Wait, Chris Hedges is a liberal strawman now? Have you people not read any of his columns over the last, oh, six years?

Here, I'll propose an alternate theory that doesn't require mindless political stereotyping: Chris Hedges got waterboarded for his last column, and now he's having an "oh s**t what have I done" moment, because he's been advocating policies that end in waterboarding for years now.
7.14.2008 12:46am
godelmetric (mail):
Oh, wait, that's Christopher Hitchens. I'm a fool. mea culpa.

Even more absurdly, I've actually met Christopher Hedges, albeit 5 years ago -- he's an exceptionally brilliant guy. (Obviously, that's not true of everyone who agrees with him.)
7.14.2008 12:53am
Thomas_Holsinger:
This is terribly unfair to drug smugglers. There should be a warrant requirement to inspect the personal belongings of Americans returning from overseas. And a warrant requirement to open the mail to and from overseas when it is addressed to, or from, an American citizen.
7.14.2008 1:27am
Thomas_Holsinger:
And, to keep terrorists from misusing the addresses of Americans to conceal their mail from government inspection, FISA should be amended to forbid them from doing so. Plus another amendment making it a felony for Americans to be terrorists. That should provide all the protection America needs from nefarious terrorists, because we all know how law-abiding terrorists are.
7.14.2008 1:35am
SDonelan:

A question for those who think that the PAA should not be the baseline because it was just a temporary stop gap measure: Are you being consistent with your position last year?

My position last year and this year is pretty consistent, I have a hard time understanding all of the changes, or what practical effect they have.

For better or worse, other countries seem to be able to write more understandable laws in this area. Some people may disagree with the laws in other countries, but at least they are clear what they require. The US laws for both criminal and intelligence electronic surveillance are a confusing mess.

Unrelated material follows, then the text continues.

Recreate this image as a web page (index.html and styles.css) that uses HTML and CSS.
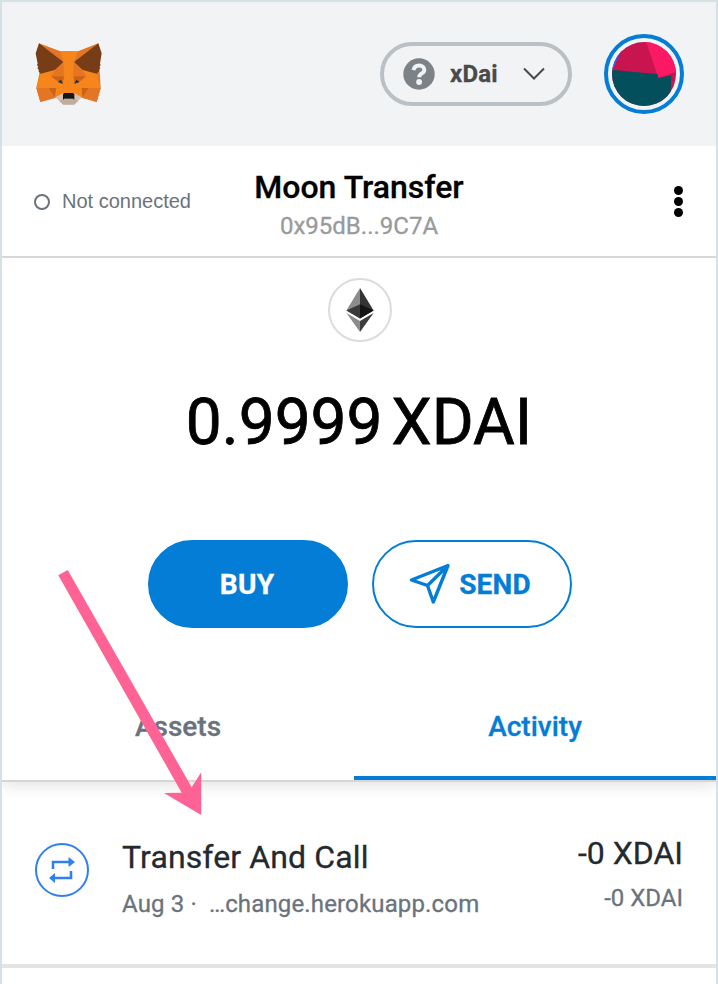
FILE: index.html
```html
<!DOCTYPE html>
<html lang="en">
<head>
<meta charset="utf-8">
<title>Wallet</title>
<link rel="stylesheet" href="styles.css">
</head>
<body>
<div class="wallet">
  <header class="header">
    <svg class="fox" viewBox="102 126 204 192">
      <path fill="#E27625" d="M117 130L181 153.500H234L295 130L299 215L302 264L290 306L247 294H166L121 306L109 264L118 222Z"/>
      <path fill="#F6851B" d="M181 154H233L223 187L247 210L291 221L302 264H265L240 280H172L148 264H109L121 222L166 209L190 187Z"/>
      <path fill="#763D16" d="M117 130L190 186L166 209L122 221L115 213L117 211L112 204L115 201L111 195L113 191L107 160ZM295 130L222 186L247 209L290 221L298 213L296 211L301 204L298 201L302 195L300 191L305 160Z"/>
      <path fill="#E27625" d="M190 187L193 229H153L166 209ZM222 187L219 229H258L247 209Z"/>
      <path fill="#CD6116" d="M153 229H192L189 250L168 241ZM258 229H220L223 250L245 241Z"/>
      <path fill="#F6851B" d="M153 229L168 242L189 251L193 229H219L223 251L245 242L258 229L265 264L240 285H172L146 264Z"/>
      <path fill="#E27625" d="M109 264H146L165 292L121 306ZM302 264H266L247 292L290 306Z"/>
      <path fill="#CD6116" d="M146 264H169L165 292ZM266 264H244L247 292Z"/>
      <path fill="#F6851B" d="M169 264L189 281L165 291ZM244 264L223 281L247 291Z"/>
      <path fill="#D7C1B3" d="M165 292L189 280L191 297H221L223 280L246 292L223 313H190Z"/>
      <path fill="#C0AD9E" d="M177 302L191 297H221L235 302L223 314H190Z"/>
      <path fill="#233447" d="M173 246L183 239L189 252ZM239 246L229 239L223 252Z"/>
      <path fill="#161616" d="M193 279H219L223 283V299L219 296H193L189 299V283Z"/>
    </svg>
    <div class="network">
      <svg class="question" viewBox="0 0 32 32">
        <circle cx="16" cy="16" r="15.700" fill="#7d8286"/>
        <path d="M10.500 12.200C11.200 8.800 13.200 7.600 16 7.600C19.200 7.600 21.300 9.300 21.300 11.900C21.300 15.800 16.200 15.100 16.200 19.200" fill="none" stroke="#f2f3f5" stroke-width="4"/>
        <circle cx="16.100" cy="24" r="2.900" fill="#f2f3f5"/>
      </svg>
      <span class="network-name">xDai</span>
      <svg class="chevron" viewBox="0 0 24 16"><path d="M2 2.500L12 12.500L22 2.500" fill="none" stroke="#4a4a4a" stroke-width="2"/></svg>
    </div>
    <div class="account">
      <svg viewBox="726 66 192 192">
        <clipPath id="disc"><circle cx="822" cy="162" r="96"/></clipPath>
        <g clip-path="url(#disc)">
          <rect x="726" y="66" width="192" height="192" fill="#c8144f"/>
          <path fill="#2962e8" d="M720 60H768L728 150H720Z"/>
          <path fill="#c8144f" d="M768 80L729 148L760 155L780 90Z"/>
          <path fill="#fb1965" d="M827 60H925V154L865 174Z"/>
          <path fill="#03505c" d="M720 149L863 163L865 174L904 166L900 264H720Z"/>
        </g>
      </svg>
    </div>
  </header>

  <section class="menu-bar">
    <div class="status"><i class="status-dot"></i><span>Not connected</span></div>
    <div class="identity">
      <div class="account-name">Moon Transfer</div>
      <div class="address">0x95dB...9C7A</div>
    </div>
    <div class="more"><i></i><i></i><i></i></div>
  </section>

  <main class="overview">
    <div class="token">
      <svg viewBox="0 0 28 44">
        <path fill="#343434" d="M14 0L27.600 22.500L14 30.500Z"/>
        <path fill="#8c8c8c" d="M14 0V30.500L.4 22.500Z"/>
        <path fill="#141414" d="M14 16.300L27.600 22.500L14 30.500Z"/>
        <path fill="#393939" d="M14 16.300V30.500L.4 22.500Z"/>
        <path fill="#3c3c3b" d="M14 33.100L27.600 25L14 44Z"/>
        <path fill="#8c8c8c" d="M14 33.100V44L.4 25Z"/>
      </svg>
    </div>
    <div class="balance"><span>0.9999</span><span>XDAI</span></div>
    <div class="actions">
      <div class="button buy">BUY</div>
      <div class="button send">
        <svg viewBox="0 0 42 42"><path d="M39 2.500L2.500 17L18.500 22.500L24.300 39Z M39 2.500L18.500 22.500" fill="none" stroke="#037dd6" stroke-width="3.400" stroke-linejoin="round"/></svg>
        <span>SEND</span>
      </div>
    </div>
  </main>

  <nav class="tabs">
    <div class="tab assets">Assets</div>
    <div class="tab activity">Activity</div>
  </nav>

  <article class="transaction">
    <div class="tx-icon">
      <svg viewBox="0 0 26 26"><path d="M4 12V5H20M22 14V21H6" fill="none" stroke="#2f80ed" stroke-width="2.600"/><path d="M19.500 0L26 5L19.500 10ZM6 16L0 21L6 26Z" fill="#2f80ed"/></svg>
    </div>
    <div class="tx-info">
      <div class="tx-title">Transfer And Call</div>
      <div class="tx-sub"><span>Aug 3 ·</span><span class="origin">…change.herokuapp.com</span></div>
    </div>
    <div class="tx-amounts">
      <div class="tx-primary">-0 XDAI</div>
      <div class="tx-secondary">-0 XDAI</div>
    </div>
  </article>
  <svg class="arrow" viewBox="0 0 144 246"><path fill="#ff6294" d="M9.700 0L133.700 217.300L143.200 202.300V245L106 223L123.700 222.700L.3 5.300Z"/></svg>
</div>
</body>
</html>
```
FILE: styles.css
```css
* { box-sizing: border-box; }
body {
  margin: 0;
  background: #fff;
  font-family: Roboto, "Liberation Sans", sans-serif;
  -webkit-text-stroke-width: .3px;
}
svg { display: block; flex: none; }
.wallet {
  position: relative;
  height: 984px;
  overflow: hidden;
  border: 2px solid #d6e1e5;
  border-bottom: 0;
}
.header {
  display: flex;
  align-items: center;
  height: 144px;
  padding: 0 32px;
  background: #f2f3f5;
}
.fox { width: 68px; height: 64px; }
.network {
  display: flex;
  align-items: center;
  width: 192px;
  height: 64px;
  margin-left: auto;
  padding: 0 22px 0 19px;
  border: 4px solid #bbc0c5;
  border-radius: 32px;
}
.question { width: 32px; height: 32px; }
.network-name {
  margin-left: 15px;
  color: #4a4a4a;
  font-size: 24px;
  font-weight: 700;
  letter-spacing: .2px;
}
.chevron { width: 24px; height: 16px; margin-left: auto; }
.account {
  width: 80px;
  height: 80px;
  margin-left: 32px;
  padding: 4px;
  border: 4px solid #037dd6;
  border-radius: 50%;
}
.account svg { width: 64px; height: 64px; }

.menu-bar {
  display: grid;
  grid-template-columns: 1fr 260px 1fr;
  align-items: center;
  height: 112px;
  padding: 0 32px;
  border-bottom: 2px solid #d6d9dc;
}
.status {
  display: flex;
  align-items: center;
  gap: 12px;
  padding-top: 1px;
  color: #6a737d;
  font-family: "Liberation Sans", sans-serif;
  font-size: 20px;
  white-space: nowrap;
  -webkit-text-stroke-width: 0;
}
.status-dot {
  flex: none;
  width: 16px;
  height: 16px;
  border: 2px solid #6a737d;
  border-radius: 50%;
}
.identity { padding-top: 5px; text-align: center; }
.account-name { font-size: 32px; font-weight: 500; line-height: 44px; }
.address { color: #989a9b; font-size: 24px; line-height: 34px; }
.more {
  display: flex;
  flex-direction: column;
  justify-self: end;
  gap: 2px;
  margin: 1px 1.5px 0 0;
}
.more i { width: 9px; height: 9px; border-radius: 50%; background: #000; }

.overview {
  display: flex;
  flex-direction: column;
  align-items: center;
  height: 414px;
  padding: 20px 0 0 2px;
}
.token {
  display: grid;
  place-items: center;
  width: 64px;
  height: 64px;
  border: 2px solid #dcdcdc;
  border-radius: 50%;
}
.token svg { width: 28px; height: 44px; }
.balance {
  display: flex;
  gap: 9px;
  margin: 38px 2px 0 0;
  font-size: 64px;
  line-height: 86px;
  -webkit-text-stroke-width: .8px;
}
.actions { display: flex; gap: 24px; margin-top: 74px; }
.button {
  display: flex;
  align-items: center;
  justify-content: center;
  width: 200px;
  height: 88px;
  border: 2px solid #037dd6;
  border-radius: 44px;
  color: #037dd6;
  font-size: 28px;
  font-weight: 700;
}
.buy { padding-right: 2px; background: #037dd6; color: #fff; letter-spacing: .3px; }
.send { gap: 8px; padding-right: 4px; letter-spacing: .2px; }
.send svg { width: 42px; height: 42px; }

.tabs {
  position: relative;
  display: flex;
  height: 110px;
  border-bottom: 2px solid #d6d6d6;
  box-shadow: 0 4px 14px rgba(0, 0, 0, .11);
  clip-path: inset(0 0 -20px 0);
  background: #fff;
  font-size: 28px;
  font-weight: 500;
  line-height: 110px;
  text-align: center;
}
.assets { width: 352px; color: #6a737d; }
.activity {
  flex: 1;
  border-bottom: 4px solid #037dd6;
  color: #037dd6;
}

.transaction {
  display: flex;
  height: 186px;
  padding: 0 33px;
  border-bottom: 4px solid #e4e4e4;
}
.tx-icon {
  display: grid;
  place-items: center;
  width: 54px;
  height: 54px;
  margin-top: 61px;
  border: 2px solid #2f80ed;
  border-radius: 50%;
}
.tx-icon svg { width: 26px; height: 26px; }
.tx-info { margin: 52px 0 0 33px; }
.tx-title { color: #24292e; font-size: 32px; line-height: 46px; letter-spacing: .12px; }
.tx-sub {
  display: flex;
  gap: 12px;
  margin-top: 8px;
  color: #6a737d;
  font-size: 24px;
  line-height: 32px;
  letter-spacing: .15px;
}
.tx-amounts { margin: 48px 0 0 auto; text-align: right; }
.tx-primary { color: #24292e; font-size: 32px; line-height: 46px; }
.tx-secondary { margin-top: 5px; color: #6a737d; font-size: 24px; line-height: 34px; }

.arrow {
  position: absolute;
  top: 568px;
  left: 56px;
  width: 144px;
  height: 246px;
}
```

Analyzing only a single inning of a baseball game may not reflect the overall game. Instead of just comparing the FAA-2008 with the PAA-2007, I think having more context would be useful. October 25 2008 will be the 30th anniversary of the original FISA. How has it changed?
7.14.2008 2:31am
SDonelan:

Generally speaking, email sent between two people in Peshawar doesn't route through gear in the USA. If this were the case the Internet would be so inefficient as to be almost useless.

Like many things, it depends. India and RIM/Blackberry have an ongoing dispute about where to put Blackberry servers, and how Blackberry messages between two people in India are routed via Canada. A difference is India is being very upfront and clear why they want messages routed via servers in India instead of Canada.

There are other examples of data communications ending up in other countries without the customer being aware of it. Ranging from people in the United States calling company 1-800 customer service lines being answered in other countries, to records of banking transactions at SWIFT in Europe.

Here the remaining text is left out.